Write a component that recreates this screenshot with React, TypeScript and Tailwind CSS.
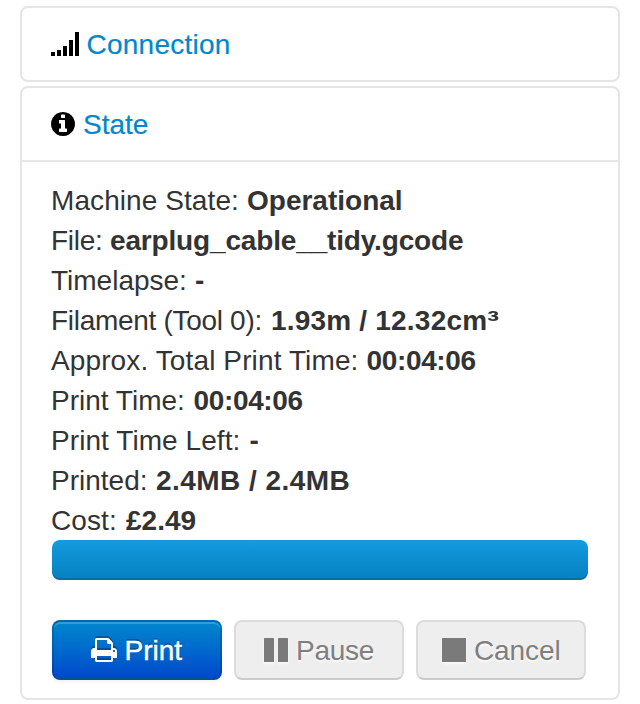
import type { ReactNode } from "react";

type Row = { label: string; value: ReactNode; labelClass: string; valueClass: string };

const rows: Row[] = [
  { label: "Machine State:", value: "Operational", labelClass: "w-[196px] tracking-[0.08px]", valueClass: "" },
  { label: "File:", value: "earplug_cable__tidy.gcode", labelClass: "w-[59px] tracking-[-0.3px]", valueClass: "tracking-[-0.16px]" },
  { label: "Timelapse:", value: "-", labelClass: "w-[144px]", valueClass: "" },
  {
    label: "Filament (Tool 0):",
    value: (
      <>
        1.93m / 12.32cm<span className="inline-block origin-left scale-x-[1.3]">³</span>
      </>
    ),
    labelClass: "w-[220px] tracking-[-0.3px]",
    valueClass: "tracking-[0.2px]",
  },
  { label: "Approx. Total Print Time:", value: "00:04:06", labelClass: "w-[315.500px] tracking-[0.12px]", valueClass: "tracking-[-0.35px]" },
  { label: "Print Time:", value: "00:04:06", labelClass: "w-[142.500px]", valueClass: "tracking-[-0.35px]" },
  { label: "Print Time Left:", value: "-", labelClass: "w-[198.500px] tracking-[0.07px]", valueClass: "" },
  { label: "Printed:", value: "2.4MB / 2.4MB", labelClass: "w-[105px]", valueClass: "tracking-[0.46px]" },
  { label: "Cost:", value: "£2.49", labelClass: "w-[75px] tracking-[0.1px]", valueClass: "" },
];

function SignalIcon() {
  return (
    <svg className="h-6 w-7 shrink-0" viewBox="0 0 28 24" fill="#000">
      <path d="M0 20h4v4H0zM6 18h4v6H6zM12 14h4v10h-4zM18 8h4v16h-4zM24 0h4v24h-4z" />
    </svg>
  );
}

function InfoIcon() {
  return (
    <svg className="h-6 w-6 shrink-0" viewBox="0 128 1536 1536" fill="#000">
      <path d="M1024 1376v-160q0-14-9-23t-23-9h-96v-512q0-14-9-23t-23-9h-320q-14 0-23 9t-9 23v160q0 14 9 23t23 9h96v320h-96q-14 0-23 9t-9 23v160q0 14 9 23t23 9h448q14 0 23-9t9-23zm-128-896v-160q0-14-9-23t-23-9h-192q-14 0-23 9t-9 23v160q0 14 9 23t23 9h192q14 0 23-9t9-23zm640 416q0 209-103 385.5t-279.5 279.5-385.5 103-385.5-103-279.5-279.5-103-385.5 103-385.5 279.5-279.5 385.5-103 385.5 103 279.5 279.5 103 385.5z" />
    </svg>
  );
}

function PrintIcon() {
  return (
    <svg className="h-6 w-[26px] shrink-0 drop-shadow-[0_-2px_0_rgba(0,0,0,0.25)]" viewBox="0 128 1664 1536" fill="#fff">
      <path d="M384 1536h896v-256h-896v256zm0-640h896v-384h-160q-40 0-68-28t-28-68v-160h-640v640zm1152 64q0-26-19-45t-45-19-45 19-19 45 19 45 45 19 45-19 19-45zm128 0v416q0 13-9.500 22.500t-22.500 9.500h-224v160q0 40-28 68t-68 28h-960q-40 0-68-28t-28-68v-160h-224q-13 0-22.500-9.500t-9.500-22.500v-416q0-79 56.500-135.500t135.500-56.500h64v-544q0-40 28-68t68-28h672q40 0 88 20t76 48l152 152q28 28 48 76t20 88v256h64q79 0 135.500 56.500t56.500 135.500z" />
    </svg>
  );
}

function PauseIcon() {
  return (
    <svg className="h-6 w-6 shrink-0 drop-shadow-[0_2px_1px_rgba(255,255,255,0.75)]" viewBox="0 0 24 24" fill="#7a7a7a">
      <rect width="10" height="24" rx="0.5" />
      <rect x="14" width="10" height="24" rx="0.5" />
    </svg>
  );
}

function StopIcon() {
  return (
    <svg className="h-6 w-6 shrink-0 drop-shadow-[0_2px_1px_rgba(255,255,255,0.75)]" viewBox="0 0 24 24" fill="#7a7a7a">
      <rect width="24" height="24" rx="0.5" />
    </svg>
  );
}

function Heading({ icon, children }: { icon: ReactNode; children: ReactNode }) {
  return (
    <div className="flex h-[72px] items-center pl-[29px] text-[#0088cc]">
      {icon}
      {children}
    </div>
  );
}

export default function App() {
  return (
    <div className="h-[704px] w-[640px] bg-white px-5 pt-1.5 font-['Liberation_Sans',Arial,sans-serif] text-[28px] leading-10 text-[#333]">
      <section className="mb-1 rounded-lg border-2 border-[#e5e5e5]">
        <Heading icon={<SignalIcon />}>
          <a className="ml-[7.500px] pt-0.5 tracking-[0.25px] [-webkit-text-stroke:0.2px_#0088cc]">Connection</a>
        </Heading>
      </section>
      <section className="h-[614px] rounded-lg border-2 border-[#e5e5e5]">
        <Heading icon={<InfoIcon />}>
          <a className="ml-2 pt-0.5 [-webkit-text-stroke:0.2px_#0088cc]">State</a>
        </Heading>
        <div className="border-t-2 border-[#e5e5e5] pt-[18px]">
          <div className="-mb-px pt-px pl-[29px]">
            {rows.map((row) => (
              <div key={row.label} className="flex h-10 whitespace-nowrap">
                <span className={`shrink-0 ${row.labelClass}`}>{row.label}</span>
                <strong className={`font-bold ${row.valueClass}`}>{row.value}</strong>
              </div>
            ))}
          </div>
          <div className="ml-[30px] h-10 w-[536px] rounded-lg bg-linear-to-b from-[#149bdf] to-[#0480be] shadow-[inset_0_-2px_0_rgba(0,0,0,0.15)]" />
          <div className="mt-10 ml-[30px] flex gap-3">
            <button className="flex h-[60px] w-[170px] items-center rounded-lg border-2 border-t-[#0068b2] border-r-[rgba(0,0,0,0.15)] border-b-[#00509a] border-l-[rgba(0,0,0,0.15)] bg-linear-to-b from-[#0088cc] to-[#0044cc] bg-origin-border pl-[36.500px] text-white shadow-[inset_0_2px_0_rgba(255,255,255,0.2),0_2px_4px_rgba(0,0,0,0.05)] text-shadow-[0_-2px_0_rgba(0,0,0,0.25)]">
              <PrintIcon />
              <span className="ml-2 pt-0.5 [-webkit-text-stroke:0.4px_white]">Print</span>
            </button>
            <button className="flex h-[60px] w-[170px] items-center rounded-lg border-2 border-[#dcdcdc] border-b-[#cbcbcb] bg-[#eeeeee] pl-[28px] text-[#7f7f7f] text-shadow-[0_2px_2px_rgba(255,255,255,0.75)]">
              <PauseIcon />
              <span className="ml-2 pt-0.5 tracking-[-0.25px]">Pause</span>
            </button>
            <button className="flex h-[60px] w-[170px] items-center rounded-lg border-2 border-[#dcdcdc] border-b-[#cbcbcb] bg-[#eeeeee] pl-[24px] text-[#7f7f7f] text-shadow-[0_2px_2px_rgba(255,255,255,0.75)]">
              <StopIcon />
              <span className="ml-2 pt-0.5 tracking-[-0.1px]">Cancel</span>
            </button>
          </div>
        </div>
      </section>
    </div>
  );
}
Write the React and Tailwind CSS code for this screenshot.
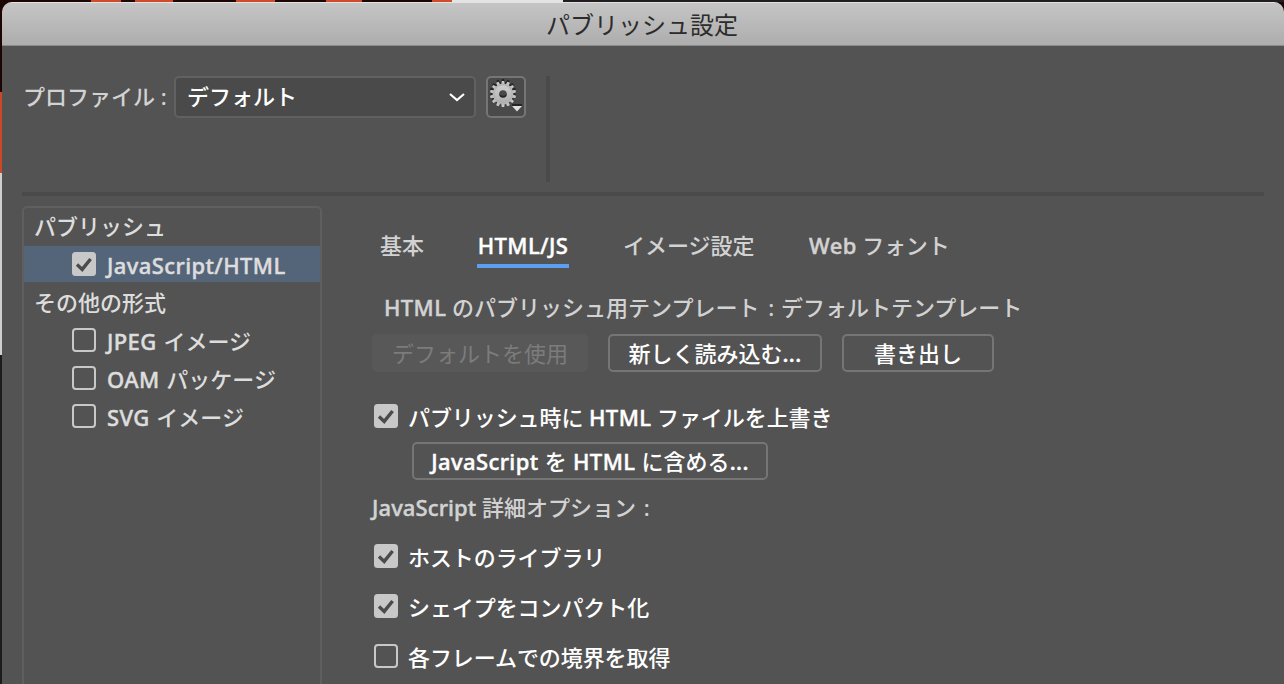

◆ **What you need to do**
Write out the material above again, word for word, minus its pictures.

◆ **Output below**
Write a component that recreates this screenshot with React, TypeScript and Tailwind CSS.
import type { ReactNode } from "react";

type Row = { label: string; value: ReactNode; labelClass: string; valueClass: string };

const rows: Row[] = [
  { label: "Machine State:", value: "Operational", labelClass: "w-[196px] tracking-[0.08px]", valueClass: "" },
  { label: "File:", value: "earplug_cable__tidy.gcode", labelClass: "w-[59px] tracking-[-0.3px]", valueClass: "tracking-[-0.16px]" },
  { label: "Timelapse:", value: "-", labelClass: "w-[144px]", valueClass: "" },
  {
    label: "Filament (Tool 0):",
    value: (
      <>
        1.93m / 12.32cm<span className="inline-block origin-left scale-x-[1.3]">³</span>
      </>
    ),
    labelClass: "w-[220px] tracking-[-0.3px]",
    valueClass: "tracking-[0.2px]",
  },
  { label: "Approx. Total Print Time:", value: "00:04:06", labelClass: "w-[315.500px] tracking-[0.12px]", valueClass: "tracking-[-0.35px]" },
  { label: "Print Time:", value: "00:04:06", labelClass: "w-[142.500px]", valueClass: "tracking-[-0.35px]" },
  { label: "Print Time Left:", value: "-", labelClass: "w-[198.500px] tracking-[0.07px]", valueClass: "" },
  { label: "Printed:", value: "2.4MB / 2.4MB", labelClass: "w-[105px]", valueClass: "tracking-[0.46px]" },
  { label: "Cost:", value: "£2.49", labelClass: "w-[75px] tracking-[0.1px]", valueClass: "" },
];

function SignalIcon() {
  return (
    <svg className="h-6 w-7 shrink-0" viewBox="0 0 28 24" fill="#000">
      <path d="M0 20h4v4H0zM6 18h4v6H6zM12 14h4v10h-4zM18 8h4v16h-4zM24 0h4v24h-4z" />
    </svg>
  );
}

function InfoIcon() {
  return (
    <svg className="h-6 w-6 shrink-0" viewBox="0 128 1536 1536" fill="#000">
      <path d="M1024 1376v-160q0-14-9-23t-23-9h-96v-512q0-14-9-23t-23-9h-320q-14 0-23 9t-9 23v160q0 14 9 23t23 9h96v320h-96q-14 0-23 9t-9 23v160q0 14 9 23t23 9h448q14 0 23-9t9-23zm-128-896v-160q0-14-9-23t-23-9h-192q-14 0-23 9t-9 23v160q0 14 9 23t23 9h192q14 0 23-9t9-23zm640 416q0 209-103 385.5t-279.5 279.5-385.5 103-385.5-103-279.5-279.5-103-385.5 103-385.5 279.5-279.5 385.5-103 385.5 103 279.5 279.5 103 385.5z" />
    </svg>
  );
}

function PrintIcon() {
  return (
    <svg className="h-6 w-[26px] shrink-0 drop-shadow-[0_-2px_0_rgba(0,0,0,0.25)]" viewBox="0 128 1664 1536" fill="#fff">
      <path d="M384 1536h896v-256h-896v256zm0-640h896v-384h-160q-40 0-68-28t-28-68v-160h-640v640zm1152 64q0-26-19-45t-45-19-45 19-19 45 19 45 45 19 45-19 19-45zm128 0v416q0 13-9.500 22.500t-22.500 9.500h-224v160q0 40-28 68t-68 28h-960q-40 0-68-28t-28-68v-160h-224q-13 0-22.500-9.500t-9.500-22.500v-416q0-79 56.500-135.500t135.500-56.500h64v-544q0-40 28-68t68-28h672q40 0 88 20t76 48l152 152q28 28 48 76t20 88v256h64q79 0 135.500 56.500t56.500 135.500z" />
    </svg>
  );
}

function PauseIcon() {
  return (
    <svg className="h-6 w-6 shrink-0 drop-shadow-[0_2px_1px_rgba(255,255,255,0.75)]" viewBox="0 0 24 24" fill="#7a7a7a">
      <rect width="10" height="24" rx="0.5" />
      <rect x="14" width="10" height="24" rx="0.5" />
    </svg>
  );
}

function StopIcon() {
  return (
    <svg className="h-6 w-6 shrink-0 drop-shadow-[0_2px_1px_rgba(255,255,255,0.75)]" viewBox="0 0 24 24" fill="#7a7a7a">
      <rect width="24" height="24" rx="0.5" />
    </svg>
  );
}

function Heading({ icon, children }: { icon: ReactNode; children: ReactNode }) {
  return (
    <div className="flex h-[72px] items-center pl-[29px] text-[#0088cc]">
      {icon}
      {children}
    </div>
  );
}

export default function App() {
  return (
    <div className="h-[704px] w-[640px] bg-white px-5 pt-1.5 font-['Liberation_Sans',Arial,sans-serif] text-[28px] leading-10 text-[#333]">
      <section className="mb-1 rounded-lg border-2 border-[#e5e5e5]">
        <Heading icon={<SignalIcon />}>
          <a className="ml-[7.500px] pt-0.5 tracking-[0.25px] [-webkit-text-stroke:0.2px_#0088cc]">Connection</a>
        </Heading>
      </section>
      <section className="h-[614px] rounded-lg border-2 border-[#e5e5e5]">
        <Heading icon={<InfoIcon />}>
          <a className="ml-2 pt-0.5 [-webkit-text-stroke:0.2px_#0088cc]">State</a>
        </Heading>
        <div className="border-t-2 border-[#e5e5e5] pt-[18px]">
          <div className="-mb-px pt-px pl-[29px]">
            {rows.map((row) => (
              <div key={row.label} className="flex h-10 whitespace-nowrap">
                <span className={`shrink-0 ${row.labelClass}`}>{row.label}</span>
                <strong className={`font-bold ${row.valueClass}`}>{row.value}</strong>
              </div>
            ))}
          </div>
          <div className="ml-[30px] h-10 w-[536px] rounded-lg bg-linear-to-b from-[#149bdf] to-[#0480be] shadow-[inset_0_-2px_0_rgba(0,0,0,0.15)]" />
          <div className="mt-10 ml-[30px] flex gap-3">
            <button className="flex h-[60px] w-[170px] items-center rounded-lg border-2 border-t-[#0068b2] border-r-[rgba(0,0,0,0.15)] border-b-[#00509a] border-l-[rgba(0,0,0,0.15)] bg-linear-to-b from-[#0088cc] to-[#0044cc] bg-origin-border pl-[36.500px] text-white shadow-[inset_0_2px_0_rgba(255,255,255,0.2),0_2px_4px_rgba(0,0,0,0.05)] text-shadow-[0_-2px_0_rgba(0,0,0,0.25)]">
              <PrintIcon />
              <span className="ml-2 pt-0.5 [-webkit-text-stroke:0.4px_white]">Print</span>
            </button>
            <button className="flex h-[60px] w-[170px] items-center rounded-lg border-2 border-[#dcdcdc] border-b-[#cbcbcb] bg-[#eeeeee] pl-[28px] text-[#7f7f7f] text-shadow-[0_2px_2px_rgba(255,255,255,0.75)]">
              <PauseIcon />
              <span className="ml-2 pt-0.5 tracking-[-0.25px]">Pause</span>
            </button>
            <button className="flex h-[60px] w-[170px] items-center rounded-lg border-2 border-[#dcdcdc] border-b-[#cbcbcb] bg-[#eeeeee] pl-[24px] text-[#7f7f7f] text-shadow-[0_2px_2px_rgba(255,255,255,0.75)]">
              <StopIcon />
              <span className="ml-2 pt-0.5 tracking-[-0.1px]">Cancel</span>
            </button>
          </div>
        </div>
      </section>
    </div>
  );
}
Write the React and Tailwind CSS code for this screenshot.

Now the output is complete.